You can't know whether the code above uses NumPy's objects internally, or
Arrow strings, since that depends on the environment and not the code itself.
By contrast, the pure Arrow approach looks like this:
>>> pandas.Series([None, "a", "b"], dtype="string[pyarrow]")
0 <NA>
1 a
2 b
dtype: string
>>> pandas.Series([None, "a", "b"], dtype="string[pyarrow]") == "a"
0 <NA>
1 True
2 False
dtype: bool[pyarrow]
Missing values are not the float NaN anymore but pandas <NA> which is not
exactly a value itself, but a reference to whether the value is missing or not.
In Arrow, a separate array is used to establish which values are missing.
The main difference in the example is that <NA> == "a" in this case returns
<NA> and not False as the default pandas 3 implementation.

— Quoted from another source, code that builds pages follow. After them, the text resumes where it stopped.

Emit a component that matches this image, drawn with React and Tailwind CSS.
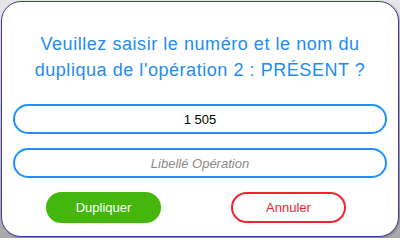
export default function App() {
  return (
    <div
      className="w-[400px] h-[238px] p-px bg-gradient-to-b from-[#e6e6e6] to-[#a9a9a9]"
      style={{ fontFamily: '"Liberation Sans", Arial, sans-serif' }}
    >
      <div className="h-full rounded-[20px] border border-[#3d3d9e] bg-white px-[11px] pt-[29px] shadow-[1px_1px_2px_rgba(0,0,0,0.25)]">
        <p className="text-center text-[18px] leading-[26px] tracking-[0.55px] text-[#1e8cf0]">
          Veuillez saisir le numéro et le nom du
          <br />
          dupliqua de l'opération 2 : PRÉSENT ?
        </p>

        <div className="mt-[21px] flex flex-col gap-[14px]">
          <input
            defaultValue="1 505"
            className="h-[30px] w-full rounded-full border-2 border-[#1e90ff] bg-white text-center text-[13px] text-black outline-none"
          />
          <input
            placeholder="Libellé Opération"
            className="h-[30px] w-full rounded-full border-2 border-[#1e90ff] bg-white text-center text-[13px] italic text-black outline-none placeholder:text-[#8a8a8a]"
          />
        </div>

        <div className="mt-[14px] flex gap-[70px] pl-[33px]">
          <button className="h-[31px] w-[115px] rounded-full bg-[#44b60e] text-[13px] text-white">
            Dupliquer
          </button>
          <button className="h-[31px] w-[115px] rounded-full border-2 border-[#f5222d] bg-white text-[13px] text-[#f5222d]">
            Annuler
          </button>
        </div>
      </div>
    </div>
  );
}
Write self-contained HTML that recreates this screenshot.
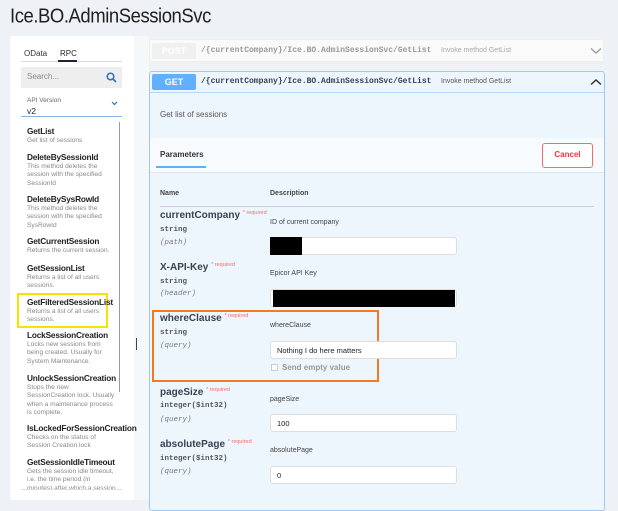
<!DOCTYPE html>
<html><head><style>
*{margin:0;padding:0;box-sizing:border-box}
body{width:618px;height:500px;overflow:hidden;background:#eef1f5;font-family:"Liberation Sans",sans-serif;position:relative;color:#3b4151}
.a{position:absolute;white-space:nowrap}
.mono{font-family:"Liberation Mono",monospace}
.it{font-style:italic;color:#777;font-size:7.5px}
.nm{font-size:10px;font-weight:bold;color:#3b4151}
.req{font-size:5.5px;color:#f66;vertical-align:top;font-weight:normal}
.st{font-size:7.5px;font-weight:bold;color:#555}
.ds{font-size:7px;color:#444}
.inp{position:absolute;background:#fff;border:1px solid #ddd;border-radius:3px;height:18px;font-size:7.5px;color:#222;padding:4px 6px}
.li b{display:block;font-size:8.3px;color:#222;letter-spacing:-0.2px;line-height:11px}
.li span{display:block;font-size:6.6px;color:#888;line-height:8.3px;white-space:normal}
.li{position:absolute;left:27px;width:90px}
</style></head><body>
<div class="a" style="left:10px;top:4px;font-size:18.5px;letter-spacing:-0.45px;color:#1f1f1f;transform:scaleY(1.1);transform-origin:top left">Ice.BO.AdminSessionSvc</div>
<!-- sidebar -->
<div class="a" style="left:10px;top:36px;width:124px;height:464px;background:#fff"></div>
<div class="a" style="left:134px;top:36px;width:15px;height:464px;background:#f6f7f9"></div>
<div class="a" style="left:24px;top:49px;font-size:8px;color:#333">OData</div>
<div class="a" style="left:60px;top:49px;font-size:8px;color:#223">RPC</div>
<div class="a" style="left:21px;top:61px;width:101px;height:1px;background:#ddd"></div>
<div class="a" style="left:58px;top:60px;width:19px;height:2px;background:#223"></div>
<div class="a" style="left:21px;top:67px;width:101px;height:21px;background:#eee"></div>
<div class="a" style="left:27px;top:72px;font-size:8px;color:#888">Search...</div>
<svg class="a" style="left:106px;top:72px" width="11" height="11"><circle cx="4.5" cy="4.5" r="3.3" fill="none" stroke="#2a6fc9" stroke-width="1.5"/><line x1="7" y1="7" x2="10" y2="10" stroke="#2a6fc9" stroke-width="1.6"/></svg>
<div class="a" style="left:27px;top:97px;font-size:6.5px;color:#666">API Version</div>
<div class="a" style="left:27px;top:106px;font-size:8.5px;color:#222">v2</div>
<svg class="a" style="left:111px;top:101px" width="7" height="5"><path d="M1 1L3.5 3.5L6 1" fill="none" stroke="#2a6fc9" stroke-width="1.2"/></svg>
<div class="a" style="left:21px;top:116px;width:101px;height:1px;background:#8ab4e0"></div>
<div class="a" style="left:119px;top:122px;width:1px;height:270px;background:#999"></div>
<div class="a" style="left:136px;top:338px;width:1px;height:12px;background:#444"></div>
<div class="li" style="top:126px"><b>GetList</b><span>Get list of sessions</span></div>
<div class="li" style="top:152px"><b>DeleteBySessionId</b><span>This method deletes the session with the specified SessionId</span></div>
<div class="li" style="top:194px"><b>DeleteBySysRowId</b><span>This method deletes the session with the specified SysRowId</span></div>
<div class="li" style="top:236px"><b>GetCurrentSession</b><span>Returns the current session.</span></div>
<div class="li" style="top:263px"><b>GetSessionList</b><span>Returns a list of all users sessions.</span></div>
<div class="a" style="left:17px;top:293px;width:91px;height:35px;border:2px solid #f5e400"></div>
<div class="li" style="top:297px"><b>GetFilteredSessionList</b><span>Returns a list of all users sessions.</span></div>
<div class="li" style="top:330px"><b>LockSessionCreation</b><span>Locks new sessions from being created. Usually for System Maintenance.</span></div>
<div class="li" style="top:373px"><b>UnlockSessionCreation</b><span>Stops the new SessionCreation lock. Usually when a maintenance process is complete.</span></div>
<div class="li" style="top:423px;width:100px"><b>IsLockedForSessionCreation</b><span style="width:90px">Checks on the status of Session Creation lock</span></div>
<div class="li" style="top:457px;height:32px;overflow:hidden"><b>GetSessionIdleTimeout</b><span>Gets the session idle timeout, i.e. the time period (in minutes) after which a session</span></div>
<div class="a" style="left:21px;top:489px;width:101px;height:1px;background:#ddd"></div>
<!-- POST row -->
<div class="a" style="left:149px;top:39px;width:455px;height:23px;background:#fafafa;border:1px solid #eee;border-radius:3px"></div>
<div class="a" style="left:152px;top:43px;width:44px;height:16px;background:#f0f0f0;border-radius:2px;color:#fff;font-size:9px;font-weight:bold;text-align:center;line-height:16px">POST</div>
<div class="a mono" style="left:201px;top:46px;font-size:8px;color:#999;font-weight:bold">/{currentCompany}/Ice.BO.AdminSessionSvc/GetList</div>
<div class="a" style="left:441px;top:47px;font-size:7px;color:#aaa">Invoke method GetList</div>
<svg class="a" style="left:590px;top:47px" width="12" height="8"><path d="M1 1.5L6 6L11 1.5" fill="none" stroke="#999" stroke-width="1.3"/></svg>
<!-- GET block -->
<div class="a" style="left:149px;top:71px;width:456px;height:440px;background:#eef6fd;border:1px solid #9ccaf6;border-radius:3px"></div>
<div class="a" style="left:150px;top:72px;width:454px;height:21px;border-bottom:1px solid #b5d8f8"></div>
<div class="a" style="left:152px;top:74px;width:44px;height:16px;background:#61affe;border-radius:2px;color:#fff;font-size:9px;font-weight:bold;text-align:center;line-height:16px">GET</div>
<div class="a mono" style="left:201px;top:77px;font-size:8px;color:#3b4151;font-weight:bold">/{currentCompany}/Ice.BO.AdminSessionSvc/GetList</div>
<div class="a" style="left:441px;top:78px;font-size:7px;color:#555">Invoke method GetList</div>
<svg class="a" style="left:590px;top:78px" width="12" height="8"><path d="M1 6.5L6 2L11 6.5" fill="none" stroke="#333" stroke-width="1.5"/></svg>
<div class="a" style="left:160px;top:110px;font-size:8px;color:#555">Get list of sessions</div>
<div class="a" style="left:150px;top:138px;width:454px;height:35px;background:#f8fbfe;border-bottom:1px solid #dde8f2"></div>
<div class="a" style="left:160px;top:150px;font-size:8px;font-weight:bold;color:#333">Parameters</div>
<div class="a" style="left:156px;top:166px;width:50px;height:2px;background:#61affe"></div>
<div class="a" style="left:542px;top:143px;width:51px;height:25px;border:1.5px solid #f56a6a;border-radius:3px;background:#fff;color:#f33;font-size:8px;font-weight:bold;text-align:center;line-height:22px">Cancel</div>
<div class="a" style="left:160px;top:190px;font-size:7px;font-weight:bold;color:#444">Name</div>
<div class="a" style="left:270px;top:190px;font-size:7px;font-weight:bold;color:#444">Description</div>
<div class="a" style="left:160px;top:206px;width:434px;height:1px;background:#ccd"></div>

<div class="a nm" style="left:160px;top:210px">currentCompany <span class="req">* required</span></div>
<div class="a mono st" style="left:160px;top:226px">string</div>
<div class="a mono it" style="left:160px;top:239px">(path)</div>
<div class="a ds" style="left:270px;top:219px">ID of current company</div>
<div class="inp" style="left:270px;top:237px;width:187px"></div>
<div class="a" style="left:270px;top:237px;width:32px;height:18px;background:#000"></div>

<div class="a nm" style="left:160px;top:262px">X-API-Key <span class="req">* required</span></div>
<div class="a mono st" style="left:160px;top:278px">string</div>
<div class="a mono it" style="left:160px;top:290px">(header)</div>
<div class="a ds" style="left:270px;top:270px">Epicor API Key</div>
<div class="inp" style="left:270px;top:289px;width:187px"></div>
<div class="a" style="left:273px;top:290px;width:182px;height:17px;background:#000"></div>

<div class="a" style="left:152px;top:310px;width:227px;height:72px;border:2px solid #f47a20"></div>
<div class="a nm" style="left:160px;top:313px">whereClause <span class="req">* required</span></div>
<div class="a mono st" style="left:160px;top:329px">string</div>
<div class="a mono it" style="left:160px;top:342px">(query)</div>
<div class="a ds" style="left:270px;top:322px">whereClause</div>
<div class="inp" style="left:270px;top:341px;width:187px">Nothing I do here matters</div>
<div class="a" style="left:271px;top:364px;width:7px;height:7px;border:1px solid #ccc;background:#fff"></div>
<div class="a" style="left:282px;top:363px;font-size:8px;color:#999;font-weight:bold">Send empty value</div>

<div class="a nm" style="left:160px;top:387px">pageSize <span class="req">* required</span></div>
<div class="a mono st" style="left:160px;top:402px">integer($int32)</div>
<div class="a mono it" style="left:160px;top:416px">(query)</div>
<div class="a ds" style="left:270px;top:396px">pageSize</div>
<div class="inp" style="left:270px;top:414px;width:187px">100</div>

<div class="a nm" style="left:160px;top:439px">absolutePage <span class="req">* required</span></div>
<div class="a mono st" style="left:160px;top:455px">integer($int32)</div>
<div class="a mono it" style="left:160px;top:468px">(query)</div>
<div class="a ds" style="left:270px;top:447px">absolutePage</div>
<div class="inp" style="left:270px;top:466px;width:187px">0</div>
</body></html>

I'm not personally aware of any current plan or effort to change the pandas 3
status quo significantly. While the new approach is a good trade-off between
backward compatibility and allowing users to benefit from Arrow by default, it
comes with its drawbacks. Now there are 3 different ways to represent strings,
since the PyArrow example above is still valid in pandas 3, as it would be
setting dtype="object" and using the original implementation. It may also not
be ideal for some users to have the same code running with different implementation
depending on whether PyArrow is installed or not. This can be tricky for example
for developers of other libraries, who can't make assumptions on what a pandas
string is internally.
Clearly, the users that will benefit more from the new pandas 3 strings are users with existing codebases concerned about backward compatibility. While the new changes are not fully backward compatible, migrating to pandas 3 should be really straightforward.
Users who need a simpler and modern dataframe experience based on Arrow, and are less concerned about pandas legacy, Polars is a great alternative.